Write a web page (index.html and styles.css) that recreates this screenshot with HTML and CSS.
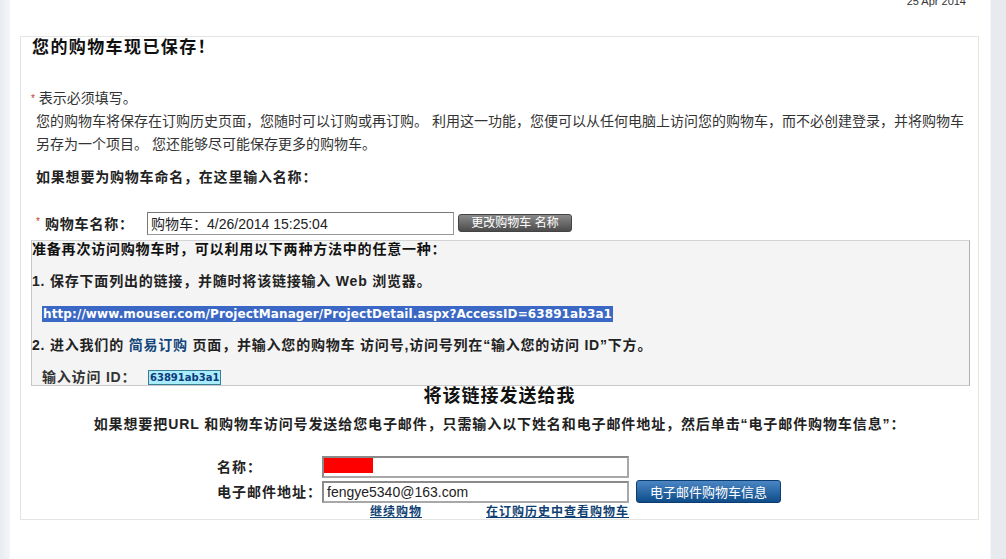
FILE: index.html
```html
<!DOCTYPE html>
<html lang="zh-CN">
<head>
    <meta charset="UTF-8">
    <title>购物车已保存</title>
    <link rel="stylesheet" href="styles.css">
</head>
<body>
    <div class="rail-left"></div>

    <div class="page">
        <div class="topbar">25 Apr 2014</div>

        <div class="box">
            <h2 class="title">您的购物车现已保存！</h2>

            <p class="required"><span class="star">*</span> 表示必须填写。</p>
            <p class="intro">您的购物车将保存在订购历史页面，您随时可以订购或再订购。 利用这一功能，您便可以从任何电脑上访问您的购物车，而不必创建登录，并将购物车另存为一个项目。 您还能够尽可能保存更多的购物车。</p>

            <p class="name-hint">如果想要为购物车命名，在这里输入名称：</p>

            <div class="name-row">
                <span class="star">*</span>
                <label class="name-label" for="cart-name">购物车名称：</label>
                <input type="text" id="cart-name" class="name-input" value="购物车：4/26/2014 15:25:04">
                <button class="rename-btn">更改购物车 名称</button>
            </div>

            <div class="access">
                <p class="lead">准备再次访问购物车时，可以利用以下两种方法中的任意一种：</p>
                <p class="step step1">1. 保存下面列出的链接，并随时将该链接输入 Web 浏览器。</p>
                <p class="url-line"><span class="url">http://www.mouser.com/ProjectManager/ProjectDetail.aspx?AccessID=63891ab3a1</span></p>
                <p class="step">2. 进入我们的 <a href="#" class="quick">简易订购</a> 页面，并输入您的购物车 访问号,访问号列在“输入您的访问 ID”下方。</p>
                <div class="id-row">
                    <span class="id-label">输入访问 ID：</span>
                    <span class="access-id">63891ab3a1</span>
                </div>
            </div>

            <h3 class="send-title">将该链接发送给我</h3>
            <p class="send-hint">如果想要把URL 和购物车访问号发送给您电子邮件，只需输入以下姓名和电子邮件地址，然后单击“电子邮件购物车信息”：</p>

            <form class="mail-form">
                <label class="mail-label" for="mail-name">名称：</label>
                <input type="text" id="mail-name" class="mail-input redacted">
                <span></span>

                <label class="mail-label" for="mail-addr">电子邮件地址：</label>
                <input type="text" id="mail-addr" class="mail-input" value="fengye5340@163.com">
                <button type="button" class="mail-btn">电子邮件购物车信息</button>

                <span></span>
                <div class="links">
                    <a href="#">继续购物</a>
                    <a href="#">在订购历史中查看购物车</a>
                </div>
            </form>
        </div>
    </div>

    <div class="rail-right"></div>
</body>
</html>
```

FILE: styles.css
```css
body{
    margin: 0;
    display: flex;
    height: 559px;
    overflow: hidden;
    background-color: white;
    font-family: "Liberation Sans", "Noto Sans CJK SC", sans-serif;
    font-size: 14px;
    color: #222;
}
.rail-left{
    width: 10px;
    background: linear-gradient(to right, #e8ecf1, #f4f6f9);
}
.rail-right{
    width: 16px;
    box-sizing: border-box;
    background-color: #e8eaf0;
    border-left: 1px solid #f5f6f9;
}
.page{
    flex: 1;
    padding: 0 11px 0 10px;
}
.topbar{
    height: 36px;
    padding-right: 13px;
    text-align: right;
    font-size: 11px;
    line-height: 2px;
    color: #333;
}
.box{
    border: 1px solid #e4e4e4;
}
p{
    margin: 0;
}
.title{
    margin: 0;
    padding-left: 11px;
    font-size: 17px;
    line-height: 22px;
    letter-spacing: 1.4px;
    color: #111;
}
.star{
    color: #c0392b;
    font-size: 10px;
    vertical-align: top;
}
.required{
    margin: 28px 0 0 10px;
    line-height: 23px;
    color: #333;
}
.intro{
    margin: 0 10px 0 15px;
    line-height: 23px;
    color: #333;
}
.name-hint{
    margin: 10px 0 0 15px;
    line-height: 23px;
    font-weight: bold;
    letter-spacing: 0.8px;
}
.name-row{
    margin: 22px 0 0 15px;
    height: 24px;
    display: flex;
    align-items: center;
}
.name-row .star{
    width: 9px;
    line-height: 10px;
    margin-bottom: 3px;
}
.name-label{
    width: 102px;
    font-weight: bold;
    letter-spacing: 0.8px;
}
.name-input{
    width: 307px;
    height: 23px;
    box-sizing: border-box;
    border: 1px solid #999;
    border-top-color: #777;
    border-left-color: #777;
    padding: 0 3px;
    font-family: "Liberation Sans", "Noto Sans CJK SC", sans-serif;
    font-size: 14px;
    color: #222;
}
.rename-btn{
    margin-left: 4px;
    width: 114px;
    height: 18px;
    padding: 0;
    border: 1px solid #444;
    border-radius: 3px;
    background: linear-gradient(#8a8a8a, #4c4c4c);
    color: white;
    font-family: "Liberation Sans", "Noto Sans CJK SC", sans-serif;
    font-size: 12px;
    line-height: 16px;
}
.access{
    margin: 5px 8px 0 10px;
    background-color: #f4f4f4;
    border: 1px solid #c8c8c8;
    border-top-color: #d4d4d4;
    border-right-color: #b0b0b0;
    font-weight: bold;
    letter-spacing: 0.8px;
    color: #222;
}
.lead{
    line-height: 16px;
    color: #111;
}
.step{
    line-height: 32px;
}
.step1{
    margin-top: 8px;
}
.url-line{
    line-height: 32px;
    padding-left: 10px;
    letter-spacing: 0;
}
.url{
    display: inline-block;
    line-height: 16px;
    padding: 0 1px;
    background-color: #3a68c4;
    color: white;
    font-family: "DejaVu Sans", sans-serif;
    font-size: 12px;
    letter-spacing: 0.1px;
}
.quick{
    color: #12457a;
    text-decoration: none;
}
.id-row{
    padding: 8px 0 0 10px;
    line-height: 16px;
    display: flex;
    align-items: center;
}
.id-label{
    width: 106px;
    color: #333;
}
.access-id{
    height: 15px;
    box-sizing: border-box;
    padding: 0 1px;
    background-color: #a9ecfb;
    border: 1px solid #3a7c95;
    color: #0d3b7c;
    font-family: "DejaVu Sans", sans-serif;
    font-size: 10px;
    line-height: 13px;
    letter-spacing: 0;
}
.send-title{
    margin: 0;
    text-align: center;
    font-size: 18px;
    line-height: 20px;
    letter-spacing: 1px;
    color: #111;
}
.send-hint{
    margin-top: 8px;
    text-align: center;
    line-height: 20px;
    font-weight: bold;
    letter-spacing: 0.9px;
}
.mail-form{
    margin: 22px 0 0 0;
    padding-left: 196px;
    display: grid;
    grid-template-columns: 105px 307px auto;
    row-gap: 2px;
    align-items: center;
}
.mail-label{
    font-weight: bold;
    letter-spacing: 1px;
    line-height: 20px;
}
.mail-input{
    width: 307px;
    height: 22px;
    box-sizing: border-box;
    border: 2px solid #8a8a8a;
    border-right-color: #a8a8a8;
    border-bottom-color: #a8a8a8;
    padding: 0 3px;
    font-family: "Liberation Sans", "Noto Sans CJK SC", sans-serif;
    font-size: 14px;
    color: #222;
}
.redacted{
    background: linear-gradient(#ff0000, #ff0000) no-repeat 0 0 / 49px 15px;
}
.mail-btn{
    justify-self: start;
    margin-left: 7px;
    width: 145px;
    height: 23px;
    padding: 0;
    border: 1px solid #0b3d70;
    border-radius: 3px;
    background: linear-gradient(#4a86c4, #0f4c8a);
    color: white;
    font-family: "Liberation Sans", "Noto Sans CJK SC", sans-serif;
    font-size: 13px;
}
.links{
    display: flex;
    justify-content: space-between;
    padding-left: 48px;
    line-height: 14px;
}
.links a{
    color: #0f3f72;
    font-size: 12px;
    font-weight: bold;
    letter-spacing: 1px;
}
```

- - - - -

What is expected
Go through the listing above and list every line that has the word "index".

Correct result
Write a web page (index.html and styles.css) that recreates this screenshot with HTML and CSS.
FILE: index.html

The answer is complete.